When he inquires whether the police frequent the establishment, Michael
Flaherty thinks he might be on the run. Flaherty and his friends question
Christy. Did he commit larceny? Did he stalk a young girl? Did he fail
to pay his rent? Is he a counterfeiter? Does he have three wives?
.......Christy,
who speaks in a wee voice, says he is the son of a well-to-do farmer and
therefore has no need of money. And, says he, he is a decent fellow who
would never do wrong to a woman. When Flaherty and the others continue
to pump Christy, Pegeen comes to his defense: "You did nothing at all.
A soft lad the like of you wouldn't slit the windpipe of a screeching sow."
But Christy balks at that observation, as if she had accused him of not
being man enough to commit a crime. Then he reveals that he is indeed on
the run, for he has killed his father, who was “getting old and crusty,
the way I couldn't put up with him at all.”
.......Flaherty,
intrigued, motions for Pegeen to refill Christy's glass, then asks Christy
how he did the deed. Christy says, "I just riz [raised] the loy [club]
and let fall the edge of it on the ridge of his skull, and he went down
at my feet like an empty sack, and
never let a grunt or groan
from him at all."
.......After
he buried him, he hit the road, walking for eleven days, “facing hog, dog,
or divil. . . .” Jimmy Farrell praises him for his bravery, and Pegeen
joins in: "It's the truth they're saying, and if I'd that lad in the house,
I wouldn't be fearing the . . . cut-throats, or the walking dead."
Christy Proud
.......Christy
swells with pride, and Flaherty offers him a job in the tavern.

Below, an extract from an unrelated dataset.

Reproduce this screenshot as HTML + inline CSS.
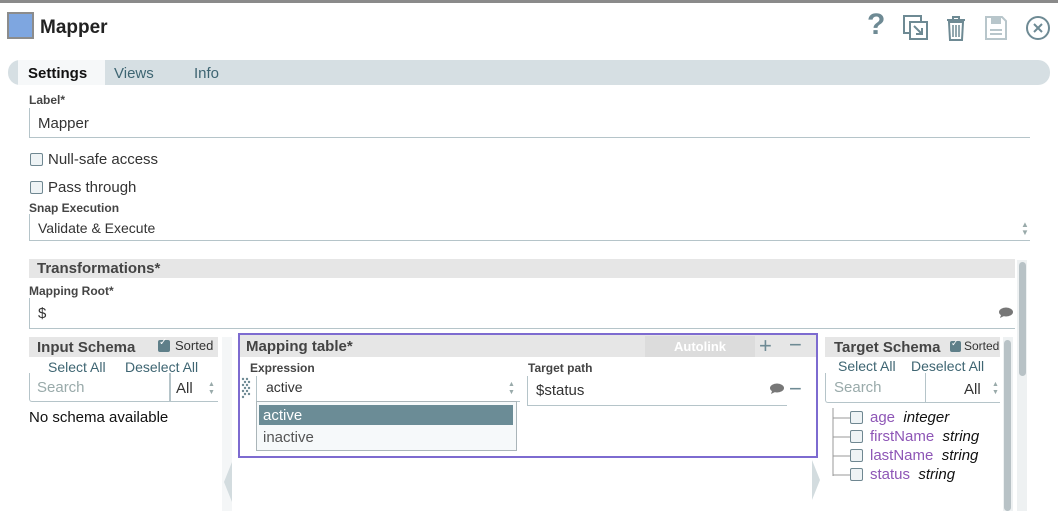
<!DOCTYPE html><html><head><style>
*{box-sizing:border-box;margin:0;padding:0}
body{width:1058px;height:511px;overflow:hidden;background:#fff;font-family:"Liberation Sans",sans-serif;color:#333;position:relative}
.a{position:absolute;white-space:nowrap}
.lbl{font-size:12px;font-weight:bold;color:#444}
.t{font-size:15px}
.cb{position:absolute;width:13px;height:13px;border:1px solid #6f8791;border-radius:2px;background:#eef3f5}
.hdr{position:absolute;background:#e6e6e6;font-weight:bold;font-size:15px;color:#444}
.lk{color:#3e6572;font-size:14px}
.ph{color:#9aa;font-size:15px}
.pu{color:#8e56b6}
.it{font-style:italic;color:#111}
</style></head><body>
<div class="a" style="left:0;top:0;width:1058px;height:3px;background:#8a8a8a"></div>
<div class="a" style="left:7px;top:12px;width:27px;height:27px;background:#7ea6e0;border:2px solid #8c8c8c"></div>
<div class="a" style="left:40px;top:17px;font-size:19px;font-weight:bold;color:#222">Mapper</div>
<div class="a" style="left:867px;top:8px;font-size:30px;font-weight:bold;color:#6e8a94">?</div>
<svg class="a" style="left:903px;top:15px" width="26" height="26"><rect x="1" y="1" width="17" height="17" fill="none" stroke="#6e8a94" stroke-width="2"/><rect x="7" y="7" width="17" height="17" fill="#fff" stroke="#6e8a94" stroke-width="2"/><path d="M11 11l8 8M19 13v6h-6" stroke="#6e8a94" stroke-width="2" fill="none"/></svg>
<svg class="a" style="left:945px;top:14px" width="22" height="28"><path d="M2 6h18M8 6V3h6v3M4 8h14l-1 18H5z" stroke="#6e8a94" stroke-width="2" fill="none"/><path d="M8 11v12M11 11v12M14 11v12" stroke="#6e8a94" stroke-width="1.5"/></svg>
<svg class="a" style="left:984px;top:15px" width="24" height="26"><path d="M2 2h16l4 4v18H2z" stroke="#b8c6cb" stroke-width="2" fill="none"/><rect x="7" y="3" width="10" height="6" fill="#b8c6cb"/><path d="M6 15h12M6 19h12" stroke="#b8c6cb" stroke-width="2"/></svg>
<svg class="a" style="left:1025px;top:15px" width="26" height="26"><circle cx="13" cy="13" r="11" fill="none" stroke="#6e8a94" stroke-width="2"/><path d="M9 9l8 8M17 9l-8 8" stroke="#6e8a94" stroke-width="2"/></svg>
<div class="a" style="left:8px;top:60px;width:1042px;height:25px;background:#d6dfe3;border-radius:12px"></div>
<div class="a" style="left:18px;top:60px;width:87px;height:25px;background:#f6f8f9"></div>
<div class="a" style="left:28px;top:65px;font-size:15px;font-weight:bold;color:#111">Settings</div>
<div class="a" style="left:114px;top:65px;font-size:15px;color:#3e6572">Views</div>
<div class="a" style="left:194px;top:65px;font-size:15px;color:#3e6572">Info</div>
<div class="a lbl" style="left:29px;top:93px">Label*</div>
<div class="a" style="left:29px;top:108px;width:1001px;height:30px;border-left:1px solid #b5c4c9;border-bottom:1px solid #b5c4c9"></div>
<div class="a t" style="left:38px;top:115px">Mapper</div>
<div class="cb" style="left:30px;top:153px"></div><div class="a t" style="left:48px;top:151px">Null-safe access</div>
<div class="cb" style="left:30px;top:181px"></div><div class="a t" style="left:48px;top:179px">Pass through</div>
<div class="a lbl" style="left:29px;top:201px">Snap Execution</div>
<div class="a" style="left:29px;top:214px;width:1001px;height:27px;border-left:1px solid #b5c4c9;border-bottom:1px solid #b5c4c9"></div>
<div class="a" style="left:38px;top:220px;font-size:14px">Validate &amp; Execute</div>
<div class="a" style="left:1021px;top:221px;font-size:8px;color:#9aa;line-height:8px">▲<br>▼</div>
<div class="hdr" style="left:29px;top:259px;width:986px;height:19px;padding:1px 8px">Transformations*</div>
<div class="a" style="left:1017px;top:260px;width:10px;height:251px;background:#eef1f2"></div>
<div class="a" style="left:1019px;top:262px;width:7px;height:114px;background:#b8c2c6;border-radius:4px"></div>
<div class="a lbl" style="left:29px;top:284px">Mapping Root*</div>
<div class="a" style="left:29px;top:298px;width:986px;height:31px;border-left:1px solid #b5c4c9;border-bottom:1px solid #b5c4c9"></div>
<div class="a t" style="left:38px;top:305px">$</div>
<svg class="a" style="left:998px;top:307px" width="16" height="12"><ellipse cx="8" cy="5" rx="7" ry="4.5" fill="#777"/><path d="M3 8l-1 3 4-2z" fill="#777"/></svg>
<div class="hdr" style="left:29px;top:337px;width:189px;height:20px;padding:2px 8px">Input Schema</div>
<div class="cb" style="left:158px;top:340px;background:#5f7f89;border-color:#5f7f89;width:12px;height:12px"></div>
<div class="a" style="left:159px;top:337px;color:#fff;font-size:10px">✓</div>
<div class="a" style="left:175px;top:338px;font-size:13px;color:#333">Sorted</div>
<div class="a lk" style="left:48px;top:359px">Select All</div>
<div class="a lk" style="left:125px;top:359px">Deselect All</div>
<div class="a" style="left:29px;top:373px;width:141px;height:29px;border:1px solid #b5c4c9;border-top:none;border-radius:0 0 0 3px"></div>
<div class="a ph" style="left:37px;top:379px">Search</div>
<div class="a" style="left:170px;top:373px;width:48px;height:29px;border-left:1px solid #b5c4c9;border-bottom:1px solid #b5c4c9"></div>
<div class="a t" style="left:176px;top:380px">All</div>
<div class="a" style="left:208px;top:381px;font-size:7px;color:#9aa;line-height:8px">▲<br>▼</div>
<div class="a t" style="left:29px;top:409px;color:#111">No schema available</div>
<div class="a" style="left:222px;top:337px;width:10px;height:174px;background:#f4f6f7"></div>
<svg class="a" style="left:223px;top:462px" width="10" height="40"><path d="M9 0L1 20l8 20z" fill="#d3dcdf"/></svg>
<div class="a" style="left:238px;top:333px;width:580px;height:125px;border:2px solid #7d6bd0"></div>
<div class="hdr" style="left:240px;top:335px;width:576px;height:22px;padding:3px 6px">Mapping table*</div>
<div class="a" style="left:645px;top:336px;width:110px;height:21px;background:#dcdcdc;color:#fff;font-weight:bold;font-size:13px;text-align:center;line-height:21px">Autolink</div>
<div class="a" style="left:759px;top:333px;font-size:22px;color:#6e8a94">+</div>
<div class="a" style="left:789px;top:332px;font-size:22px;color:#6e8a94">−</div>
<div class="a lbl" style="left:250px;top:361px">Expression</div>
<svg class="a" style="left:241px;top:377px" width="12" height="22"><g fill="#6e8a94"><circle cx="2" cy="2" r="1.2"/><circle cx="6" cy="2" r="1.2"/><circle cx="4" cy="5" r="1.2"/><circle cx="8" cy="5" r="1.2"/><circle cx="2" cy="8" r="1.2"/><circle cx="6" cy="8" r="1.2"/><circle cx="4" cy="11" r="1.2"/><circle cx="8" cy="11" r="1.2"/><circle cx="2" cy="14" r="1.2"/><circle cx="6" cy="14" r="1.2"/><circle cx="4" cy="17" r="1.2"/><circle cx="8" cy="17" r="1.2"/><circle cx="2" cy="20" r="1.2"/></g></svg>
<div class="a" style="left:256px;top:376px;width:264px;height:26px;border-left:1px solid #b5c4c9;border-bottom:1px solid #b5c4c9"></div>
<div class="a" style="left:266px;top:379px;font-size:14px">active</div>
<div class="a" style="left:508px;top:381px;font-size:7px;color:#9aa;line-height:8px">▲<br>▼</div>
<div class="a" style="left:256px;top:401px;width:261px;height:50px;border:1px solid #aab5b9;background:#f6f9fa"></div>
<div class="a" style="left:259px;top:405px;width:254px;height:20px;background:#6b8c96"></div>
<div class="a" style="left:263px;top:407px;font-size:15px;color:#fff">active</div>
<div class="a" style="left:263px;top:429px;font-size:15px;color:#555">inactive</div>
<div class="a lbl" style="left:528px;top:361px">Target path</div>
<div class="a" style="left:527px;top:376px;width:260px;height:30px;border-left:1px solid #b5c4c9;border-bottom:1px solid #b5c4c9"></div>
<div class="a t" style="left:536px;top:382px">$status</div>
<svg class="a" style="left:769px;top:383px" width="16" height="12"><ellipse cx="8" cy="5" rx="7" ry="4.5" fill="#777"/><path d="M3 8l-1 3 4-2z" fill="#777"/></svg>
<div class="a" style="left:789px;top:376px;font-size:22px;color:#6e8a94">−</div>
<svg class="a" style="left:811px;top:460px" width="10" height="40"><path d="M1 0l8 20-8 20z" fill="#d3dcdf"/></svg>
<div class="hdr" style="left:825px;top:337px;width:175px;height:20px;padding:2px 9px">Target Schema</div>
<div class="cb" style="left:950px;top:341px;background:#5f7f89;border-color:#5f7f89;width:11px;height:11px"></div>
<div class="a" style="left:951px;top:338px;color:#fff;font-size:9px">✓</div>
<div class="a" style="left:964px;top:339px;font-size:12px;color:#333">Sorted</div>
<div class="a" style="left:1003px;top:337px;width:10px;height:174px;background:#eef1f2"></div>
<div class="a" style="left:1004px;top:340px;width:7px;height:171px;background:#b8c2c6;border-radius:4px"></div>
<div class="a lk" style="left:838px;top:358px">Select All</div>
<div class="a lk" style="left:911px;top:358px">Deselect All</div>
<div class="a" style="left:825px;top:373px;width:100px;height:30px;border-left:1px solid #b5c4c9;border-bottom:1px solid #b5c4c9;border-radius:0 0 0 3px"></div>
<div class="a ph" style="left:834px;top:379px">Search</div>
<div class="a" style="left:925px;top:373px;width:75px;height:30px;border-left:1px solid #b5c4c9;border-bottom:1px solid #b5c4c9"></div>
<div class="a t" style="left:964px;top:381px">All</div>
<div class="a" style="left:992px;top:381px;font-size:7px;color:#9aa;line-height:8px">▲<br>▼</div>
<svg class="a" style="left:830px;top:408px" width="22" height="72"><path d="M3 0v68M3 10h17M3 29h17M3 48h17M3 67h17" stroke="#999" fill="none"/></svg>
<div class="cb" style="left:850px;top:411px"></div><div class="a t" style="left:870px;top:409px"><span class="pu">age</span>&nbsp; <span class="it">integer</span></div>
<div class="cb" style="left:850px;top:430px"></div><div class="a t" style="left:870px;top:428px"><span class="pu">firstName</span>&nbsp; <span class="it">string</span></div>
<div class="cb" style="left:850px;top:449px"></div><div class="a t" style="left:870px;top:447px"><span class="pu">lastName</span>&nbsp; <span class="it">string</span></div>
<div class="cb" style="left:850px;top:468px"></div><div class="a t" style="left:870px;top:466px"><span class="pu">status</span>&nbsp; <span class="it">string</span></div>
</body></html>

Keough
objects, but Pegeen silences him. Christy, feeling safe and welcome, decides
to stay at least for the night. Jimmy Farrell says, "Now, by the grace
of God, herself [Pegeen] will be safe this night, with a man killed his
father holding danger from the door, and let you come on, Michael James,
or they'll have the best stuff drunk at the wake."
.......After
Flaherty, Farrell, and Philly Cullen leave, Shawn Keough—jealous—offers
to stay with Pegeen, but she pushes him out the door and bolts it. Pegeen
now has a brave man, a hero, to protect her, and she and Christy warm to
each other, exchanging compliments about their looks and other qualities.
.......Meanwhile,
the Widow Quin, a woman of about thirty, stops by after hearing from Keough
about Pegeen’s visitor. Widow Quin is locally famous for reportedly having
murdered her husband. Eyeing Christy, she says, “Well, aren't you a little
smiling fellow? It should have been great and bitter torments did rouse
your spirits to a deed of blood.”
.......She
wants to take Christy with her to her place. Pegeen tells Christy that
the widow killed her husband “with a worn pick, and the rusted poison did
corrode his blood the way he never overed [got over] it, and died after.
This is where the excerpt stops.